Ingiusta carcerazione, discriminatorio tagliare l’indennizzo al clochard

È una discriminazione ridurre l’indennizzo per l’ingiusta detenzione, al senza fissa dimora, in considerazione dell’assenza di affetti, dell’accentuata marginalità sociale e della “subalternità culturale”. La Cassazione è costretta a ricordare alla Corte d’Appello che la privazione della libertà è pesante per tutti, e non solo per chi ha la villa con piscina e familiari che lo amano e aspettano la sua liberazione. Anzi quest’ultima circostanza, spiega la Suprema corte, può essere di aiuto per chi si trova in carcere.

In carcere da innocente

I giudici di legittimità accolgono dunque il ricorso dell’uomo, che era rimasto da innocente in carcere 458 giorni, accusato di reati infamanti come la violenza sessuale e i maltrattamenti. Secondo un criterio matematico standard avrebbe dovuto avere 235 euro per ogni giorno di carcere immeritato. Ma i 107.630 euro, erano diventati 75mila. Un taglio del 30% giustificato dalla condizione del ricorrente.

La Corte di merito mette nero su bianco le ragioni. Nel mirino era finita la condizione personale che «almeno per il periodo, in cui fu sottoposto alla misura custodiale, era quella di un uomo che viveva in una situazione di accentuata marginalità socio-economica e di subalternità culturale». Pesano anche l’assenza di una casa e degli affetti. Per la Corte di merito l’aver vissuto in una baracca, l’assenza di un’occupazione «e di rapporti affettivi di qualsivoglia natura», erano fattori che avevano certamente inciso molto negativamente sulla qualità della sua esistenza. Tutto questo doveva dunque necessariamente aver mitigato il patimento naturalmente connesso alla carcerazione.

La libertà ha lo stesso valore per tutti

Una conclusione discriminatoria e illogica che porta la Cassazione ad evidenziare l’assurdo della tesi. «In ultima analisi – scrivono i giudici – i criteri utilizzati dalla Corte territoriale legittimano una diversa quantificazione del criterio aritmetico (nel caso di specie con una sensibile riduzione del 30%) a seconda della condizione sociale, di marginalità, piuttosto che di normalità o di privilegio, una situazione quest’ultima – spiega la Cassazione – che alla luce di questi criteri , dovrebbe conseguentemente avere effetti opposti, di aumento del quantum».
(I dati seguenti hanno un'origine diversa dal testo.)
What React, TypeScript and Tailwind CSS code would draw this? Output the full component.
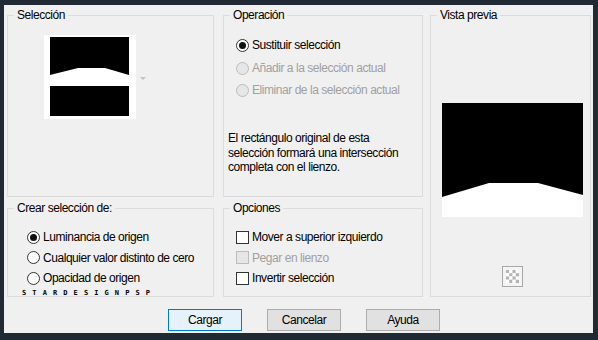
import React from "react";

const font = "font-['Liberation_Sans','Noto_Sans',sans-serif]";

function Radio({ checked, disabled, label }: { checked?: boolean; disabled?: boolean; label: string }) {
  return (
    <div className="flex items-center h-[22px]">
      <span
        className={
          "w-[13px] h-[13px] rounded-full border flex items-center justify-center " +
          (disabled ? "border-[#bcbcbc] bg-[#e6e6e6]" : "border-[#333333] bg-white")
        }
      >
        {checked && <span className="w-[7px] h-[7px] rounded-full bg-[#111111]" />}
      </span>
      <span className={"ml-[3px] " + (disabled ? "text-[#a0a0a0]" : "text-black")}>{label}</span>
    </div>
  );
}

function Check({ disabled, label }: { disabled?: boolean; label: string }) {
  return (
    <div className="flex items-center h-[20.5px]">
      <span
        className={
          "w-[13px] h-[13px] border " +
          (disabled ? "border-[#bcbcbc] bg-[#e6e6e6]" : "border-[#333333] bg-white")
        }
      />
      <span className={"ml-[3px] " + (disabled ? "text-[#a0a0a0]" : "text-black")}>{label}</span>
    </div>
  );
}

function Group({ title, className, children }: { title: string; className: string; children?: React.ReactNode }) {
  return (
    <fieldset className={"border border-[#dcdcdc] min-w-0 " + className}>
      <legend className="ml-[6px] px-[3px] leading-[14px] text-black">{title}</legend>
      {children}
    </fieldset>
  );
}

export default function App() {
  return (
    <div className={"w-[598px] h-[340px] bg-[#212a34] pt-[5px] pl-[4px] pr-[5px] pb-[7px] text-[12px] tracking-[-0.45px] " + font}>
      <div className="h-[328px] bg-[#f0f0f0] flex flex-col">
        <div className="flex pl-[3px] pt-[3px]">
          <div className="flex flex-col w-[207px] gap-[4px]">
            <Group title="Selección" className="h-[189px]">
              <div className="flex items-center ml-[36px] mt-[13px]">
                <svg width="92" height="84" viewBox="0 0 92 84">
                  <rect x="0" y="0" width="92" height="84" fill="#ffffff" />
                  <rect x="6" y="2" width="79" height="79" fill="#000000" />
                  <polygon points="6,40 34,33 61,33 85,40 85,51 6,51" fill="#ffffff" />
                </svg>
                <svg width="8" height="6" viewBox="0 0 8 6" className="ml-[3px] mt-[1px]">
                  <polygon points="1,2 7,2 4,5" fill="#c4c4c4" />
                </svg>
              </div>
            </Group>
            <Group title="Crear selección de:" className="h-[96px]">
              <div className="flex flex-col ml-[19px] mt-[12px]">
                <div className="h-[20.5px] flex items-center"><Radio checked label="Luminancia de origen" /></div>
                <div className="h-[20.5px] flex items-center"><Radio label="Cualquier valor distinto de cero" /></div>
                <div className="h-[20.5px] flex items-center"><Radio label="Opacidad de origen" /></div>
              </div>
              <div className="ml-[14px] mt-[1px] text-[7px] leading-[7px] font-bold tracking-[6.1px] text-black font-['DejaVu_Sans_Mono',monospace]">
                STARDESIGNPSP
              </div>
            </Group>
          </div>
          <div className="flex flex-col w-[200px] ml-[9px] gap-[4px]">
            <Group title="Operación" className="h-[189px]">
              <div className="flex flex-col ml-[12px] mt-[12px]">
                <Radio checked label="Sustituir selección" />
                <div className="mt-[1px]"><Radio disabled label="Añadir a la selección actual" /></div>
                <Radio disabled label="Eliminar de la selección actual" />
              </div>
              <p className="ml-[4px] mt-[30px] leading-[14.5px] text-black">
                El rectángulo original de esta
                <br />
                selección formará una intersección
                <br />
                completa con el lienzo.
              </p>
            </Group>
            <Group title="Opciones" className="h-[96px]">
              <div className="flex flex-col ml-[12px] mt-[12px]">
                <Check label="Mover a superior izquierdo" />
                <Check disabled label="Pegar en lienzo" />
                <Check label="Invertir selección" />
              </div>
            </Group>
          </div>
          <div className="w-[161px] ml-[7px]">
            <Group title="Vista previa" className="h-[289px]">
              <div className="flex flex-col items-start">
                <svg width="141" height="114" viewBox="0 0 141 114" className="ml-[11px] mt-[81px]">
                  <rect x="0" y="0" width="141" height="114" fill="#000000" />
                  <polygon points="0,94 47,80 96,80 141,92 141,114 0,114" fill="#ffffff" />
                </svg>
                <svg width="21" height="21" viewBox="0 0 21 21" className="ml-[71px] mt-[49px]">
                  <rect x="0.5" y="0.5" width="20" height="20" fill="#f4f4f4" stroke="#a8a8a8" />
                  {[0, 1, 2, 3].map((r) =>
                    [0, 1, 2, 3].map((c) => (
                      <rect
                        key={r + "-" + c}
                        x={4 + c * 3.25}
                        y={4 + r * 3.25}
                        width="3.25"
                        height="3.25"
                        fill={(r + c) % 2 === 0 ? "#b4b4b4" : "#ffffff"}
                      />
                    ))
                  )}
                </svg>
              </div>
            </Group>
          </div>
        </div>
        <div className="flex pl-[164px] mt-[12px] gap-[25px]">
          <button className="w-[74px] h-[22px] border border-[#0078d7] bg-[#e5f1fb] text-black">Cargar</button>
          <button className="w-[74px] h-[22px] border border-[#adadad] bg-[#e1e1e1] text-black">Cancelar</button>
          <button className="w-[74px] h-[22px] border border-[#adadad] bg-[#e1e1e1] text-black">Ayuda</button>
        </div>
      </div>
    </div>
  );
}
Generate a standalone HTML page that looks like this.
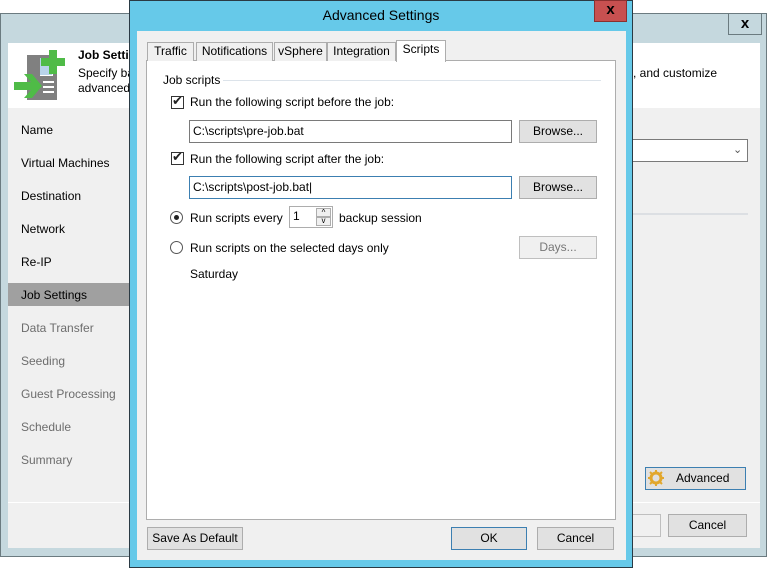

Il ragionamento al contrario

Ragionando al contrario – affermano gli ermellini – si dovrebbe dare un “risarcimento” più alto a chi vive nel lusso, magari in una villa con piscina, e può contare su solidi affetti. Ma, per fortuna così non è. Costituzione alla mano è necessario dare lo stesso valore alla libertà di tutti. Il taglio del 30% fatto dalla Corte d’appello è discriminatorio, perché basato su criteri del tutto illegittimi «per non parlare – scrivono i giudici – dell’incomprensibile richiamo, pure utilizzato nell’ordinanza impugnata – alla “subalternità culturale” ».